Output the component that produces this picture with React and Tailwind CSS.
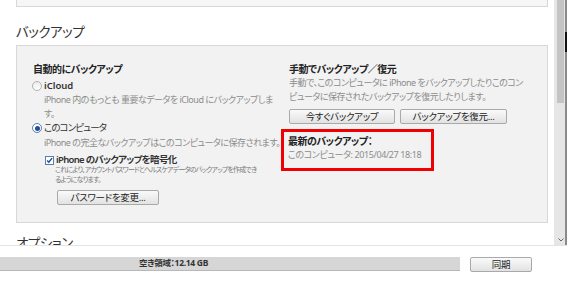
import React from "react";

function Btn({ children, className = "" }) {
  return (
    <div
      className={
        "flex h-[15px] shrink-0 items-center justify-center rounded-[2px] border border-[#a9a9a9] bg-gradient-to-b from-[#fafafa] to-[#e2e2e2] text-[9.5px] leading-none tracking-[-0.3px] text-[#222] " +
        className
      }
    >
      {children}
    </div>
  );
}

function Radio({ checked }) {
  return checked ? (
    <span className="flex h-[10px] w-[10px] shrink-0 items-center justify-center rounded-full border border-[#5a7fb0] bg-white">
      <span className="h-[5px] w-[5px] rounded-full bg-[#1d4f96]" />
    </span>
  ) : (
    <span className="block h-[10px] w-[10px] shrink-0 rounded-full border border-[#b0b0b0] bg-gradient-to-b from-[#ebebeb] to-white" />
  );
}

function Checkbox() {
  return (
    <span className="flex h-[9px] w-[9px] shrink-0 items-center justify-center border border-[#5b7fa8] bg-white">
      <svg width="9" height="9" viewBox="0 0 9 9">
        <path d="M1.5 4.5 L3.6 6.8 L7.8 1.5" fill="none" stroke="#1b4b9b" strokeWidth="1.8" />
      </svg>
    </span>
  );
}

export default function App() {
  return (
    <div className="h-[282px] w-[567px] overflow-hidden bg-white font-['Noto_Sans','Noto_Sans_CJK_JP',sans-serif] [font-feature-settings:'palt'_1]">
      <div className="flex h-[245px] overflow-hidden">
        <div className="min-w-0 flex-1 pl-[16px] pr-[6px]">
          <div className="h-[7px] border-x border-b border-[#d8d8d8] bg-[#f6f6f6]" />
          <div className="mt-[15px] h-[20px] text-[13.5px] leading-[20px] tracking-[-0.5px] text-[#333]">バックアップ</div>
          <div className="mt-[3px] flex h-[178px] border border-[#d8d8d8] bg-[#f2f2f2] pl-[16px] pt-[16px]">
            <div className="w-[256px] shrink-0">
              <div className="text-[10px] font-bold leading-[14px] tracking-[-0.5px] text-[#222]">自動的にバックアップ</div>
              <div className="mt-[3px] flex h-[14px] items-center">
                <span className="-ml-[1px]"><Radio /></span>
                <span className="ml-[2px] text-[9.5px] font-semibold leading-[14px] text-[#333]">iCloud</span>
              </div>
              <div className="whitespace-nowrap pl-[11px] text-[9px] leading-[14px] tracking-[-0.5px] text-[#8c8c8c]">
                iPhone 内のもっとも 重要なデータを iCloud にバックアップしま
                <br />
                す。
              </div>
              <div className="flex h-[14px] items-center">
                <span className="-ml-[1px]"><Radio checked /></span>
                <span className="ml-[2px] text-[9.5px] leading-[14px] tracking-[-0.9px] text-[#333]">このコンピュータ</span>
              </div>
              <div className="mt-[1px] whitespace-nowrap pl-[11px] text-[9px] leading-[14px] tracking-[-0.5px] text-[#8c8c8c]">
                iPhone の完全なバックアップはこのコンピュータに保存されます。
              </div>
              <div className="mt-[3px] flex h-[14px] items-center pl-[12px]">
                <Checkbox />
                <span className="ml-[2px] text-[9.5px] font-semibold leading-[14px] tracking-[-0.7px] text-[#333]">iPhone のバックアップを暗号化</span>
              </div>
              <div className="-mt-[2px] whitespace-nowrap pl-[22px] text-[7px] leading-[10px] tracking-[-0.85px] text-[#7a7a7a]">
                これにより、アカウントパスワードとヘルスケアデータのバックアップを作成でき
                <br />
                るようになります。
              </div>
              <div className="mt-[5px] pl-[24px]">
                <Btn className="w-[102px]">パスワードを変更...</Btn>
              </div>
            </div>
            <div className="min-w-0 flex-1">
              <div className="text-[10px] font-bold leading-[14px] tracking-[-0.5px] text-[#222]">手動でバックアップ／復元</div>
              <div className="whitespace-nowrap text-[9px] leading-[14px] tracking-[-0.5px] text-[#8c8c8c]">
                手動で、このコンピュータに iPhone をバックアップしたりこのコン
                <br />
                ピュータに保存されたバックアップを復元したりします。
              </div>
              <div className="mt-[5px] flex gap-[5px]">
                <Btn className="w-[106px]">今すぐバックアップ</Btn>
                <Btn className="w-[107px]">バックアップを復元...</Btn>
              </div>
              <div className="-ml-[8px] mt-[5px] h-[42px] w-[153px] border-[3px] border-[#f00000] pl-[4px] pt-[2px]">
                <div className="text-[10px] font-bold leading-[14px] tracking-[-0.5px] text-[#222]">最新のバックアップ：</div>
                <div className="whitespace-nowrap text-[9px] leading-[13px] tracking-[-0.4px] text-[#8c8c8c]">このコンピュータ: 2015/04/27 18:18</div>
              </div>
            </div>
          </div>
          <div className="mt-[10px] h-[20px] text-[13.5px] leading-[20px] tracking-[-0.5px] text-[#333]">オプション</div>
        </div>
        <div className="relative flex w-[13px] shrink-0 bg-[#e6e6e6]">
          <div className="ml-[3px] h-[103px] w-[7px] bg-[#c4c4c4]" />
          <div className="absolute bottom-[3px] left-[4px]">
            <svg width="6" height="4" viewBox="0 0 6 4">
              <path d="M0.5 0.5 L3 3 L5.5 0.5" fill="none" stroke="#666" strokeWidth="1" />
            </svg>
          </div>
          <div className="ml-auto flex w-[2px] flex-col bg-[#8a8a8a]">
            <div className="mt-[32px] h-[20px] bg-[#111]" />
          </div>
        </div>
      </div>
      <div className="flex h-[37px] items-start border-t border-[#e4e4e4] pt-[11px]">
        <div className="flex h-[14px] w-[460px] shrink-0 items-center border-b border-[#b8b8b8] bg-[#d6d6d6] pl-[139px]">
          <span className="text-[8.5px] font-bold leading-none tracking-[-0.3px] text-[#333]">空き領域：12.14 GB</span>
        </div>
        <Btn className="ml-[10px] w-[62px]">同期</Btn>
      </div>
    </div>
  );
}
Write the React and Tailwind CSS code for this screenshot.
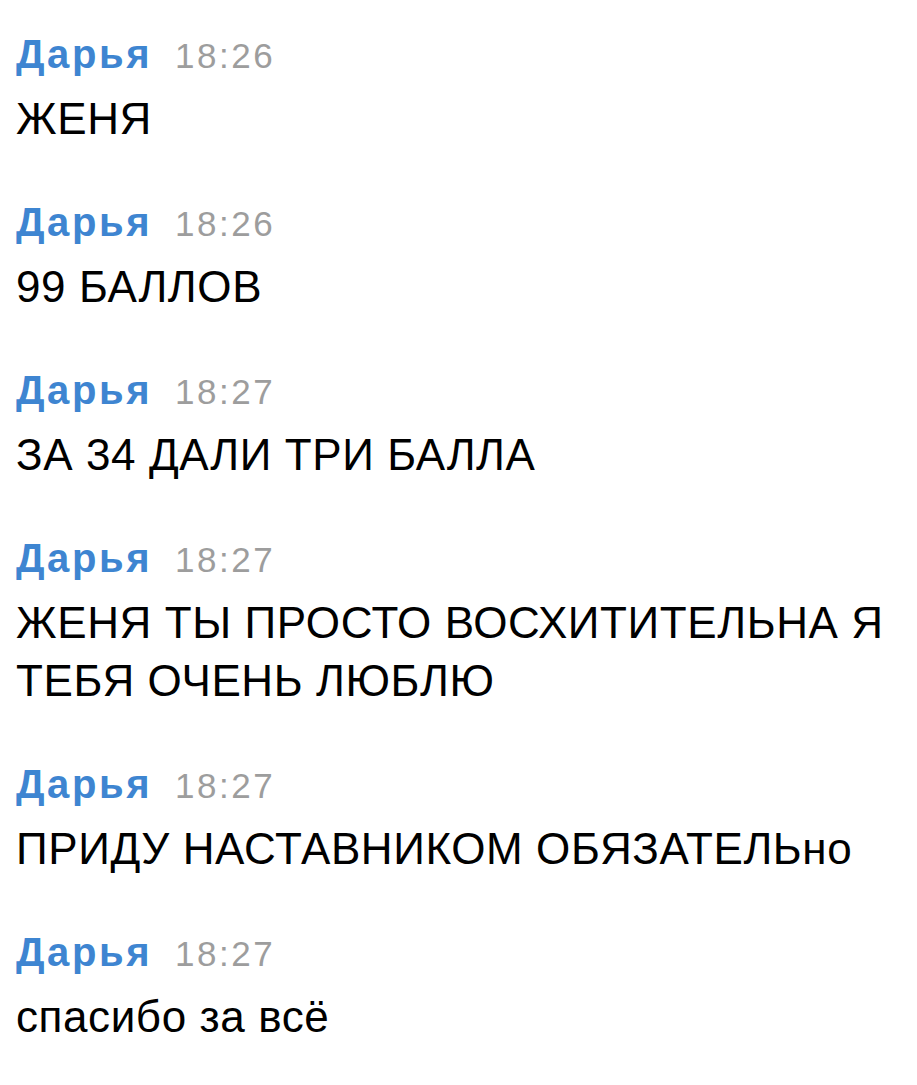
import React from 'react';

const messages = [
  { time: '18:26', text: 'ЖЕНЯ' },
  { time: '18:26', text: '99 БАЛЛОВ' },
  { time: '18:27', text: 'ЗА 34 ДАЛИ ТРИ БАЛЛА' },
  { time: '18:27', text: 'ЖЕНЯ ТЫ ПРОСТО ВОСХИТИТЕЛЬНА Я ТЕБЯ ОЧЕНЬ ЛЮБЛЮ' },
  { time: '18:27', text: 'ПРИДУ НАСТАВНИКОМ ОБЯЗАТЕЛЬно' },
  { time: '18:27', text: 'спасибо за всё' },
];

const App = () => {
  return (
    <div className="min-h-screen w-[917px] h-[1085px] bg-white overflow-hidden pl-[16px] pr-[30px] pt-[25px] font-['Liberation_Sans',Arial,sans-serif]">
      <div className="flex flex-col gap-[45px]">
        {messages.map((m, i) => (
          <div key={i}>
            <div className="flex items-baseline gap-[23px] h-[58px] leading-[58px]">
              <span className="text-[40px] font-bold tracking-[2.6px] text-[#3e85d1]">Дарья</span>
              <span className="text-[35px] tracking-[2.5px] text-[#9d9d9d]">{m.time}</span>
            </div>
            <div className="mt-[7px] text-[44px] tracking-[0.6px] leading-[58px] text-black">{m.text}</div>
          </div>
        ))}
      </div>
    </div>
  );
};

export default App;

■ ■ ■ ■ ■ ■ ■

WHAT NEEDS TO BE DONE: Your task is to retype all the entries exactly and leave out any pictures.

RESULT OF THE EXERCISE:
Output the component that produces this picture with React and Tailwind CSS.
import React from "react";

function Btn({ children, className = "" }) {
  return (
    <div
      className={
        "flex h-[15px] shrink-0 items-center justify-center rounded-[2px] border border-[#a9a9a9] bg-gradient-to-b from-[#fafafa] to-[#e2e2e2] text-[9.5px] leading-none tracking-[-0.3px] text-[#222] " +
        className
      }
    >
      {children}
    </div>
  );
}

function Radio({ checked }) {
  return checked ? (
    <span className="flex h-[10px] w-[10px] shrink-0 items-center justify-center rounded-full border border-[#5a7fb0] bg-white">
      <span className="h-[5px] w-[5px] rounded-full bg-[#1d4f96]" />
    </span>
  ) : (
    <span className="block h-[10px] w-[10px] shrink-0 rounded-full border border-[#b0b0b0] bg-gradient-to-b from-[#ebebeb] to-white" />
  );
}

function Checkbox() {
  return (
    <span className="flex h-[9px] w-[9px] shrink-0 items-center justify-center border border-[#5b7fa8] bg-white">
      <svg width="9" height="9" viewBox="0 0 9 9">
        <path d="M1.5 4.5 L3.6 6.8 L7.8 1.5" fill="none" stroke="#1b4b9b" strokeWidth="1.8" />
      </svg>
    </span>
  );
}

export default function App() {
  return (
    <div className="h-[282px] w-[567px] overflow-hidden bg-white font-['Noto_Sans','Noto_Sans_CJK_JP',sans-serif] [font-feature-settings:'palt'_1]">
      <div className="flex h-[245px] overflow-hidden">
        <div className="min-w-0 flex-1 pl-[16px] pr-[6px]">
          <div className="h-[7px] border-x border-b border-[#d8d8d8] bg-[#f6f6f6]" />
          <div className="mt-[15px] h-[20px] text-[13.5px] leading-[20px] tracking-[-0.5px] text-[#333]">バックアップ</div>
          <div className="mt-[3px] flex h-[178px] border border-[#d8d8d8] bg-[#f2f2f2] pl-[16px] pt-[16px]">
            <div className="w-[256px] shrink-0">
              <div className="text-[10px] font-bold leading-[14px] tracking-[-0.5px] text-[#222]">自動的にバックアップ</div>
              <div className="mt-[3px] flex h-[14px] items-center">
                <span className="-ml-[1px]"><Radio /></span>
                <span className="ml-[2px] text-[9.5px] font-semibold leading-[14px] text-[#333]">iCloud</span>
              </div>
              <div className="whitespace-nowrap pl-[11px] text-[9px] leading-[14px] tracking-[-0.5px] text-[#8c8c8c]">
                iPhone 内のもっとも 重要なデータを iCloud にバックアップしま
                <br />
                す。
              </div>
              <div className="flex h-[14px] items-center">
                <span className="-ml-[1px]"><Radio checked /></span>
                <span className="ml-[2px] text-[9.5px] leading-[14px] tracking-[-0.9px] text-[#333]">このコンピュータ</span>
              </div>
              <div className="mt-[1px] whitespace-nowrap pl-[11px] text-[9px] leading-[14px] tracking-[-0.5px] text-[#8c8c8c]">
                iPhone の完全なバックアップはこのコンピュータに保存されます。
              </div>
              <div className="mt-[3px] flex h-[14px] items-center pl-[12px]">
                <Checkbox />
                <span className="ml-[2px] text-[9.5px] font-semibold leading-[14px] tracking-[-0.7px] text-[#333]">iPhone のバックアップを暗号化</span>
              </div>
              <div className="-mt-[2px] whitespace-nowrap pl-[22px] text-[7px] leading-[10px] tracking-[-0.85px] text-[#7a7a7a]">
                これにより、アカウントパスワードとヘルスケアデータのバックアップを作成でき
                <br />
                るようになります。
              </div>
              <div className="mt-[5px] pl-[24px]">
                <Btn className="w-[102px]">パスワードを変更...</Btn>
              </div>
            </div>
            <div className="min-w-0 flex-1">
              <div className="text-[10px] font-bold leading-[14px] tracking-[-0.5px] text-[#222]">手動でバックアップ／復元</div>
              <div className="whitespace-nowrap text-[9px] leading-[14px] tracking-[-0.5px] text-[#8c8c8c]">
                手動で、このコンピュータに iPhone をバックアップしたりこのコン
                <br />
                ピュータに保存されたバックアップを復元したりします。
              </div>
              <div className="mt-[5px] flex gap-[5px]">
                <Btn className="w-[106px]">今すぐバックアップ</Btn>
                <Btn className="w-[107px]">バックアップを復元...</Btn>
              </div>
              <div className="-ml-[8px] mt-[5px] h-[42px] w-[153px] border-[3px] border-[#f00000] pl-[4px] pt-[2px]">
                <div className="text-[10px] font-bold leading-[14px] tracking-[-0.5px] text-[#222]">最新のバックアップ：</div>
                <div className="whitespace-nowrap text-[9px] leading-[13px] tracking-[-0.4px] text-[#8c8c8c]">このコンピュータ: 2015/04/27 18:18</div>
              </div>
            </div>
          </div>
          <div className="mt-[10px] h-[20px] text-[13.5px] leading-[20px] tracking-[-0.5px] text-[#333]">オプション</div>
        </div>
        <div className="relative flex w-[13px] shrink-0 bg-[#e6e6e6]">
          <div className="ml-[3px] h-[103px] w-[7px] bg-[#c4c4c4]" />
          <div className="absolute bottom-[3px] left-[4px]">
            <svg width="6" height="4" viewBox="0 0 6 4">
              <path d="M0.5 0.5 L3 3 L5.5 0.5" fill="none" stroke="#666" strokeWidth="1" />
            </svg>
          </div>
          <div className="ml-auto flex w-[2px] flex-col bg-[#8a8a8a]">
            <div className="mt-[32px] h-[20px] bg-[#111]" />
          </div>
        </div>
      </div>
      <div className="flex h-[37px] items-start border-t border-[#e4e4e4] pt-[11px]">
        <div className="flex h-[14px] w-[460px] shrink-0 items-center border-b border-[#b8b8b8] bg-[#d6d6d6] pl-[139px]">
          <span className="text-[8.5px] font-bold leading-none tracking-[-0.3px] text-[#333]">空き領域：12.14 GB</span>
        </div>
        <Btn className="ml-[10px] w-[62px]">同期</Btn>
      </div>
    </div>
  );
}
Write the React and Tailwind CSS code for this screenshot.
import React from 'react';

const messages = [
  { time: '18:26', text: 'ЖЕНЯ' },
  { time: '18:26', text: '99 БАЛЛОВ' },
  { time: '18:27', text: 'ЗА 34 ДАЛИ ТРИ БАЛЛА' },
  { time: '18:27', text: 'ЖЕНЯ ТЫ ПРОСТО ВОСХИТИТЕЛЬНА Я ТЕБЯ ОЧЕНЬ ЛЮБЛЮ' },
  { time: '18:27', text: 'ПРИДУ НАСТАВНИКОМ ОБЯЗАТЕЛЬно' },
  { time: '18:27', text: 'спасибо за всё' },
];

const App = () => {
  return (
    <div className="min-h-screen w-[917px] h-[1085px] bg-white overflow-hidden pl-[16px] pr-[30px] pt-[25px] font-['Liberation_Sans',Arial,sans-serif]">
      <div className="flex flex-col gap-[45px]">
        {messages.map((m, i) => (
          <div key={i}>
            <div className="flex items-baseline gap-[23px] h-[58px] leading-[58px]">
              <span className="text-[40px] font-bold tracking-[2.6px] text-[#3e85d1]">Дарья</span>
              <span className="text-[35px] tracking-[2.5px] text-[#9d9d9d]">{m.time}</span>
            </div>
            <div className="mt-[7px] text-[44px] tracking-[0.6px] leading-[58px] text-black">{m.text}</div>
          </div>
        ))}
      </div>
    </div>
  );
};

export default App;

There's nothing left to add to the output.